The truth is that different kinds of organizations are already making choices. So, for example, Scandinavia's got a budding bioplastics industry — that's a form of post-capitalism. Meanwhile, in France, there were attempts to measure and lift softer forms of well-being — another angle towards post-capitalism, too. Some visionary cities are redesigning urbanity itself to generate higher levels of sociality and creativity and belonging, which is also post-capitalism. I've already discussed with you Big Business, which has put different forms of well-being front and center, because it understands that if it doesn't, it's not going to survive much longer.
So the transformation to post-capitalism is already beginning to happen.
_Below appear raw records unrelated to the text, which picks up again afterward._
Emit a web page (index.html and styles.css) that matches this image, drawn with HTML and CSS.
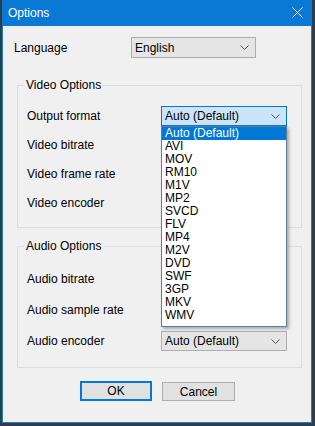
FILE: index.html
```html
<!DOCTYPE html>
<html lang="en">
<head>
    <meta charset="UTF-8">
    <meta name="viewport" content="width=device-width, initial-scale=1.0">
    <title>Options</title>
    <link rel="stylesheet" href="styles.css">
</head>
<body>
    <div class="window">
        <div class="title-bar">
            <span class="title">Options</span>
            <svg class="close" width="11" height="11" viewBox="0 0 11 11">
                <path d="M0.5 0.5 L10.5 10.5 M10.5 0.5 L0.5 10.5" stroke="#fff" stroke-width="1" fill="none"/>
            </svg>
        </div>

        <div class="content">
            <div class="row lang-row">
                <span class="label lang-label">Language</span>
                <div class="combo lang-combo">
                    <span>English</span>
                    <svg class="chevron" width="9" height="5" viewBox="0 0 9 5"><path d="M0.5 0.5 L4.5 4.5 L8.5 0.5" stroke="#555" fill="none"/></svg>
                </div>
            </div>

            <fieldset class="group video-group">
                <legend>Video Options</legend>
                <div class="row">
                    <span class="label">Output format</span>
                    <div class="combo focused">
                        <span>Auto (Default)</span>
                        <svg class="chevron" width="9" height="5" viewBox="0 0 9 5"><path d="M0.5 0.5 L4.5 4.5 L8.5 0.5" stroke="#555" fill="none"/></svg>
                        <ul class="dropdown">
                            <li class="selected">Auto (Default)</li>
                            <li>AVI</li>
                            <li>MOV</li>
                            <li>RM10</li>
                            <li>M1V</li>
                            <li>MP2</li>
                            <li>SVCD</li>
                            <li>FLV</li>
                            <li>MP4</li>
                            <li>M2V</li>
                            <li>DVD</li>
                            <li>SWF</li>
                            <li>3GP</li>
                            <li>MKV</li>
                            <li>WMV</li>
                        </ul>
                    </div>
                </div>
                <!-- these combos sit under the open list -->
                <div class="row">
                    <span class="label">Video bitrate</span>
                    <div class="combo"></div>
                </div>
                <div class="row">
                    <span class="label">Video frame rate</span>
                    <div class="combo"></div>
                </div>
                <div class="row">
                    <span class="label">Video encoder</span>
                    <div class="combo"></div>
                </div>
            </fieldset>

            <fieldset class="group audio-group">
                <legend>Audio Options</legend>
                <div class="row">
                    <span class="label">Audio bitrate</span>
                    <div class="combo"></div>
                </div>
                <div class="row">
                    <span class="label">Audio sample rate</span>
                    <div class="combo"></div>
                </div>
                <div class="row">
                    <span class="label">Audio encoder</span>
                    <div class="combo">
                        <span>Auto (Default)</span>
                        <svg class="chevron" width="9" height="5" viewBox="0 0 9 5"><path d="M0.5 0.5 L4.5 4.5 L8.5 0.5" stroke="#555" fill="none"/></svg>
                    </div>
                </div>
            </fieldset>

            <div class="buttons">
                <button class="btn default">OK</button>
                <button class="btn cancel">Cancel</button>
            </div>
        </div>
    </div>
</body>
</html>
```

FILE: styles.css
```css
* {
    margin: 0;
    padding: 0;
    box-sizing: border-box;
}

body {
    font-family: 'Liberation Sans', Arial, sans-serif;
    font-size: 12px;
    color: #000;
    background-color: #2e3d4c;
    overflow: hidden;
}

.window {
    width: 310px;
    height: 423px;
    margin-left: 2px;
    background-color: #f0f0f0;
    border: 1px solid #1c7fd2;
    border-top: none;
    display: flex;
    flex-direction: column;
}

.title-bar {
    height: 26px;
    margin: 0 -1px;
    background-color: #0a78d5;
    color: #fff;
    display: flex;
    align-items: center;
    justify-content: space-between;
    padding: 0 9px 1px 6px;
    flex-shrink: 0;
}

.title {
    font-size: 12px;
    line-height: 14px;
}

.close {
    display: block;
}

.content {
    padding: 0 9px 0 11px;
    display: flex;
    flex-direction: column;
}

.row {
    display: flex;
    align-items: center;
    height: 20px;
}

.label {
    width: 134px;
    flex-shrink: 0;
    line-height: 14px;
}

.lang-row {
    margin-top: 11px;
    height: 21px;
}

.lang-label {
    width: 117px;
}

.combo {
    position: relative;
    width: 126px;
    height: 20px;
    background-color: #e5e5e5;
    border: 1px solid #adadad;
    padding: 0 3px;
    display: flex;
    align-items: center;
    justify-content: space-between;
    line-height: 14px;
}

.lang-combo {
    width: 125px;
    height: 21px;
}

.combo.focused {
    background-color: #cce4f7;
    border-color: #0078d7;
}

.chevron {
    display: block;
    margin-right: 3px;
}

.group {
    border: 1px solid #dcdcdc;
    margin-left: 3px;
    padding: 14px 9px 14px 9px;
    display: flex;
    flex-direction: column;
    gap: 9px;
    min-width: 0;
}

.group legend {
    line-height: 14px;
    padding: 0 2px;
    margin-left: -3px;
}

.video-group {
    margin-top: 20px;
}

.audio-group {
    margin-top: 11px;
    padding-top: 16px;
    padding-bottom: 16px;
    gap: 11px;
}

.dropdown {
    position: absolute;
    top: 19px;
    left: -1px;
    width: 126px;
    list-style: none;
    background-color: #fff;
    border: 1px solid #5f7f98;
    padding-bottom: 4px;
    box-shadow: 2px 2px 3px rgba(0, 0, 0, 0.3);
    z-index: 2;
}

.dropdown li {
    height: 13px;
    line-height: 13px;
    padding-left: 3px;
    white-space: nowrap;
}

.dropdown li.selected {
    background-color: #0078d7;
    color: #fff;
}

.buttons {
    display: flex;
    justify-content: center;
    gap: 10px;
    margin-top: 13px;
    padding-right: 1px;
}

.btn {
    font-family: inherit;
    font-size: 12px;
    height: 20px;
    width: 72px;
    background-color: #e1e1e1;
    border: 1px solid #adadad;
    color: #000;
}

.btn.default {
    border: 2px solid #0078d7;
}

.btn.cancel {
    width: 73px;
    height: 19px;
    margin-top: 1px;
}
```
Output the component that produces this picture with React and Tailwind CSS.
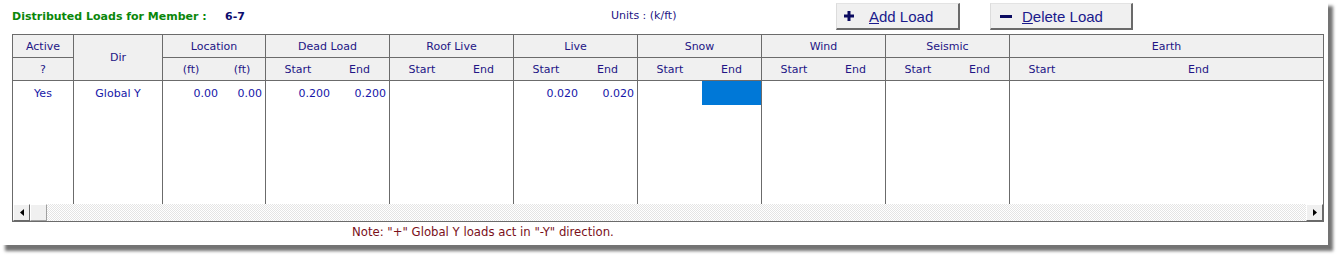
import React from 'react';

const HEAD = 'text-[#231585]';
const VAL = 'text-[#1616a8]';

const groups = [
  { name: 'Dead Load', start: '0.200', end: '0.200' },
  { name: 'Roof Live' },
  { name: 'Live', start: '0.020', end: '0.020' },
  { name: 'Snow', selected: true },
  { name: 'Wind' },
  { name: 'Seismic' },
];

function Arrow({ dir }) {
  return (
    <div className="w-[17px] h-[17px] bg-[#f0f0f0] border-t border-l border-t-white border-l-white border-r border-b border-r-[#696969] border-b-[#696969] flex items-center justify-center">
      <svg width="4" height="7" viewBox="0 0 4 7">
        {dir === 'left' ? <path d="M4 0 L0 3.5 L4 7 Z" fill="#000" /> : <path d="M0 0 L4 3.5 L0 7 Z" fill="#000" />}
      </svg>
    </div>
  );
}

function Group({ g }) {
  return (
    <div className="w-[124px] shrink-0 flex flex-col border-r border-[#6b6b6b]">
      <div className={`h-[23px] bg-[#f0f0f0] border-b border-[#6b6b6b] flex items-center justify-center ${HEAD}`}>{g.name}</div>
      <div className={`h-[23px] bg-[#f0f0f0] border-b border-[#6b6b6b] flex items-center ${HEAD}`}>
        <span className="w-[64px] text-center">Start</span>
        <span className="flex-1 text-center">End</span>
      </div>
      <div className="flex-1 bg-white">
        <div className={`h-[24px] flex items-center ${VAL}`}>
          <span className="w-[64px] text-right">{g.start || ''}</span>
          <span className={`flex-1 h-full flex items-center justify-end pr-[3px] ${g.selected ? 'bg-[#0078d7]' : ''}`}>{g.end || ''}</span>
        </div>
      </div>
    </div>
  );
}

export default function App() {
  return (
    <div className="w-[1343px] h-[261px] bg-white font-['DejaVu_Sans',Verdana,sans-serif] text-[11px] leading-none">
      <div className="w-[1328px] h-[245px] bg-white shadow-[5px_6px_3px_rgba(0,0,0,0.55)] flex flex-col">
        {/* top bar */}
        <div className="h-[34px] flex items-start pl-[12px]">
          <span className="w-[213px] mt-[11px] font-bold text-[#0a870a]">Distributed Loads for Member :</span>
          <span className="w-[386px] mt-[11px] font-bold text-[#0c0c6e]">6-7</span>
          <span className={`w-[225px] mt-[10px] ${HEAD}`}>Units : (k/ft)</span>
          <button className="w-[124px] h-[27px] mt-[3px] bg-[#f0f0f0] border-t border-l border-t-[#e3e3e3] border-l-[#dcdcdc] border-r-2 border-b-2 border-r-[#6a6a6a] border-b-[#6a6a6a] flex items-center pl-[7px] text-[14px] font-['Liberation_Sans',Arial,sans-serif] text-[#1a1a8c]">
            <svg width="10" height="10" viewBox="0 0 10 10" className="mr-[15px]">
              <path d="M3.5 0 H6.5 V3.5 H10 V6.5 H6.5 V10 H3.5 V6.5 H0 V3.5 H3.5 Z" fill="#0b0b60" />
            </svg>
            <span className="text-[15px]"><u>A</u>dd Load</span>
          </button>
          <button className="w-[143px] h-[27px] mt-[3px] ml-[30px] bg-[#f0f0f0] border-t border-l border-t-[#e3e3e3] border-l-[#dcdcdc] border-r-2 border-b-2 border-r-[#6a6a6a] border-b-[#6a6a6a] flex items-center pl-[9px] font-['Liberation_Sans',Arial,sans-serif] text-[#1a1a8c]">
            <span className="w-[12px] h-[3px] bg-[#0b0b60] mr-[10px]" />
            <span className="text-[15px]"><u>D</u>elete Load</span>
          </button>
        </div>

        {/* table */}
        <div className="ml-[12px] w-[1312px] h-[188px] border border-[#6b6b6b] flex flex-col">
          <div className="h-[170px] flex">
            {/* Active */}
            <div className="w-[61px] shrink-0 flex flex-col border-r border-[#6b6b6b]">
              <div className={`h-[23px] bg-[#f0f0f0] border-b border-[#6b6b6b] flex items-center justify-center ${HEAD}`}>Active</div>
              <div className={`h-[23px] bg-[#f0f0f0] border-b border-[#6b6b6b] flex items-center justify-center ${HEAD}`}>?</div>
              <div className={`h-[24px] flex items-center justify-center ${VAL}`}>Yes</div>
            </div>
            {/* Dir */}
            <div className="w-[89px] shrink-0 flex flex-col border-r border-[#6b6b6b]">
              <div className={`h-[46px] bg-[#f0f0f0] border-b border-[#6b6b6b] flex items-center justify-center ${HEAD}`}>Dir</div>
              <div className={`h-[24px] flex items-center justify-center ${VAL}`}>Global Y</div>
            </div>
            {/* Location */}
            <div className="w-[103px] shrink-0 flex flex-col border-r border-[#6b6b6b]">
              <div className={`h-[23px] bg-[#f0f0f0] border-b border-[#6b6b6b] flex items-center justify-center ${HEAD}`}>Location</div>
              <div className={`h-[23px] bg-[#f0f0f0] border-b border-[#6b6b6b] flex items-center ${HEAD}`}>
                <span className="w-[56px] text-center">(ft)</span>
                <span className="flex-1 text-center">(ft)</span>
              </div>
              <div className={`h-[24px] flex items-center ${VAL}`}>
                <span className="w-[56px] text-right pr-[1px]">0.00</span>
                <span className="flex-1 text-right pr-[3px]">0.00</span>
              </div>
            </div>
            {groups.map((g) => <Group key={g.name} g={g} />)}
            {/* Earth */}
            <div className="flex-1 flex flex-col">
              <div className={`h-[23px] bg-[#f0f0f0] border-b border-[#6b6b6b] flex items-center justify-center ${HEAD}`}>Earth</div>
              <div className={`h-[23px] bg-[#f0f0f0] border-b border-[#6b6b6b] flex items-center ${HEAD}`}>
                <span className="w-[64px] text-center">Start</span>
                <span className="flex-1 text-center">End</span>
              </div>
            </div>
          </div>
          {/* scrollbar */}
          <div className="h-[17px] flex bg-[repeating-conic-gradient(#e4e4e4_0%_25%,#ffffff_0%_50%)] bg-[length:2px_2px]">
            <Arrow dir="left" />
            <div className="w-[17px] h-[17px] bg-[#f0f0f0] border-t border-l border-t-white border-l-white border-r border-b border-r-[#a0a0a0] border-b-[#a0a0a0]" />
            <div className="flex-1" />
            <Arrow dir="right" />
          </div>
        </div>

        <div className="pl-[352px] mt-[5px] text-[11.7px] text-[#7a0f1a]">Note: "+" Global Y loads act in "-Y" direction.</div>
      </div>
    </div>
  );
}
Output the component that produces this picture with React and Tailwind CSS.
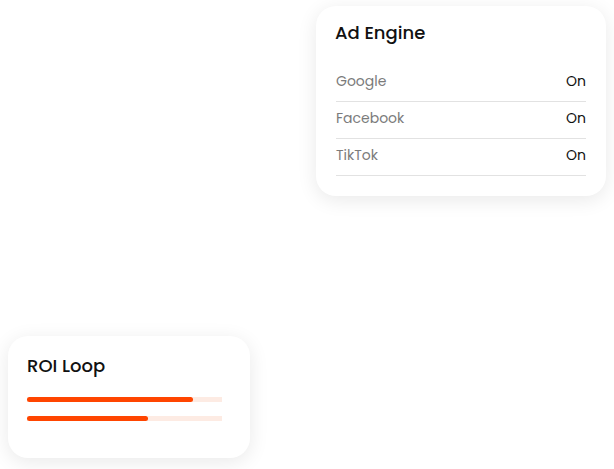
export default function App() {
  const rows = [
    { name: "Google", value: "On" },
    { name: "Facebook", value: "On" },
    { name: "TikTok", value: "On" },
  ];

  return (
    <div
      className="w-[614px] h-[469px] bg-white flex flex-col"
      style={{ fontFamily: "Poppins, Inter, 'Noto Sans', sans-serif" }}
    >
      <div className="flex justify-end pr-[8px] pt-[6px]">
        {/* Ad Engine card */}
        <div className="w-[290px] h-[190px] rounded-[20px] bg-white shadow-[0_4px_20px_rgba(0,0,0,0.09)] pl-[19px] pr-[20px] pt-[13px]">
          <h3 className="text-[18px] leading-[28px] font-medium text-[#111]">
            Ad Engine
          </h3>
          <div className="mt-[18px] pl-[1px]">
            {rows.map((r) => (
              <div
                key={r.name}
                className="flex justify-between items-center pt-[6px] pb-[10px] border-b border-[#e2e2e2] text-[14px] leading-[20px]"
              >
                <span className="text-[#7b7b7b]">{r.name}</span>
                <span className="text-[#111]">{r.value}</span>
              </div>
            ))}
          </div>
        </div>
      </div>

      <div className="pl-[8px] mt-[140px]">
        {/* ROI Loop card */}
        <div className="w-[242px] h-[122px] rounded-[20px] bg-white shadow-[0_4px_20px_rgba(0,0,0,0.09)] pl-[19px] pt-[16px]">
          <h3 className="text-[18px] leading-[28px] font-medium text-[#111]">
            ROI Loop
          </h3>
          <div className="mt-[17px] flex flex-col gap-[14px] w-[195px]">
            <div className="h-[5px] bg-[#fdebe3]">
              <div className="h-full w-[85%] rounded-full bg-[#ff4500]" />
            </div>
            <div className="h-[5px] bg-[#fdebe3]">
              <div className="h-full w-[62%] rounded-full bg-[#ff4500]" />
            </div>
          </div>
        </div>
      </div>
    </div>
  );
}
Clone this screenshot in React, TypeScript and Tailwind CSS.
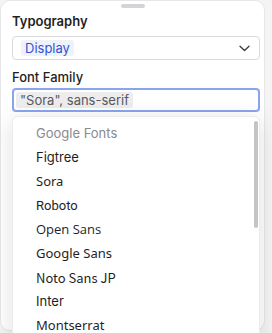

This is another sense in which being a critic of capitalism is hardly some kind of radical stance anymore — if a company like Coke understands the urgent need for sustainability, and of course it's not going to figure it out overnight, or even in a decade, that's a very real attempt at post-capitalism, and it's hardly coming from Che Guevara.
Yet this transformation is already a struggle. An immense one. Plenty of shareholders don't like what visionary CEOs are doing. The fast speculative money that's come to rule the financial system doesn't really want or need change of this kind, and so it's against it — that's old school capitalism, resisting transformation. Then there are politicians, who are mostly baffled and befuddled, and can't really grasp that they need to update GDP, and create measures of national well-being, and connect the two, so that economies actually change. By themselves, so that incentives and possibilities and levels and rates of investment and consumption and so forth begin to alter.
We're living in this time of transformation. Capitalism, as it was, is a fading idea, now. Even smarter boardrooms know it: the biggest companies of the next 30–50 years aren't going to look anything like the behemoths of the 1960s, or 1980s. Nations are slower to make the shift, because politicians don't grasp the changes which need to be made, and of course, politics is beset by fanaticism. Architects, designers, urban planners, engineers, even the much maligned "human resources"— just some of the fields in which well-being's becoming a vital skillset to have, really. New, ones, too, are being born, from sustainability expert to inclusion specialist. All these are careers at the heart of maximizing well-being. That journey's just begun, and like any new chapter for something as large as a civilization, it's going to take time and effort to see where it leads.
There's a long way to go. And the window, of course, is narrowing, for transformation to happen, before the most dire consequences of the age we're in arrive. All that, though, is what it is to be "critical" of capitalism, these days. It's not about yesterday's dichotomies, but the hard work of creating the future, while we still can.